My team at Landing AI just announced a new tool for quickly building computer vision models, using a technique we call Visual Prompting. It’s a lot of fun! I invite you to try it.
Visual Prompting takes ideas from text prompting — which has revolutionized natural language processing — and applies them to computer vision.
To build a text sentiment classifier, in the traditional machine learning workflow, you have to collect and label a training set, train a model, and deploy it before you start getting predictions. This process can take days or weeks.
In contrast, in the prompt-based machine learning workflow, you can write a text prompt and, by calling a large language model API, start making predictions in seconds or minutes.
- Traditional workflow: Collect and label -> Train -> Predict
- Prompt-based workflow: Prompt -> Predict
To explain how these ideas apply to computer vision, consider the task of recognizing cell colonies (which look like white blobs) in a petri dish, as shown in the image below. In the traditional machine learning workflow, using object detection, you would have to label all the cell colonies, train a model, and deploy it. This works, but it’s slow and tedious.
In contrast, with Visual Prompting, you can create a “visual prompt” in seconds by pointing out (by painting over) one or two cell colonies in the image and similarly pointing out the background region, and get a working model. It takes only a few seconds to (i) create the visual prompt and (ii) get a result. If you’re not satisfied with the initial model, you can edit the prompt (perhaps by labeling a few more cell colonies), check the results, and keep iterating until you’re satisfied with the model’s performance.
The resulting interaction feels like you’re having a conversation with the system. You’re guiding it by incrementally providing additional data in real time.

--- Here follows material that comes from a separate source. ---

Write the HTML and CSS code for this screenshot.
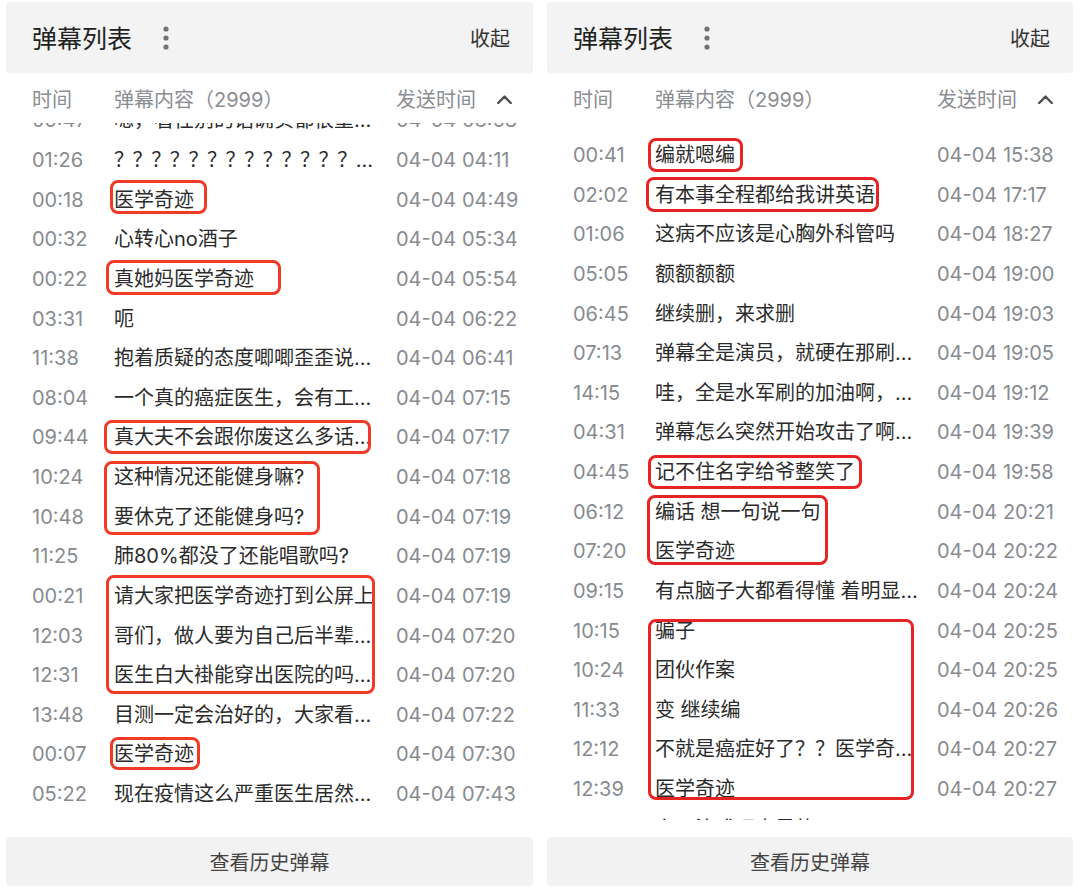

Since 2017, when the paper that introduced transformers was published, rapid innovation in text processing has transformed natural language models. The paper that introduced vision transformers arrived in 2020, and similarly it led to rapid innovation in vision. Large pretrained models based on vision transformers have reached a point where, given a simple visual prompt that only partially (but unambiguously) specifies a task, they can generalize well to new images.
We’re not the only ones exploring this theme. Exciting variations on Visual Prompting include Meta’s Segment Anything (SAM), which performs image segmentation, and approaches such as Generalist Painter, SegGPT, and prompting via inpainting.
Text prompting reached an inflection point in 2020, when GPT-3 made it easy for developers to write a prompt and build a natural language processing model. I don’t know if computer vision has reached its GPT-3 moment, but we’re getting close. I’m excited by the research that’s moving us toward that moment, and I think Visual Prompting will be one key to getting us there.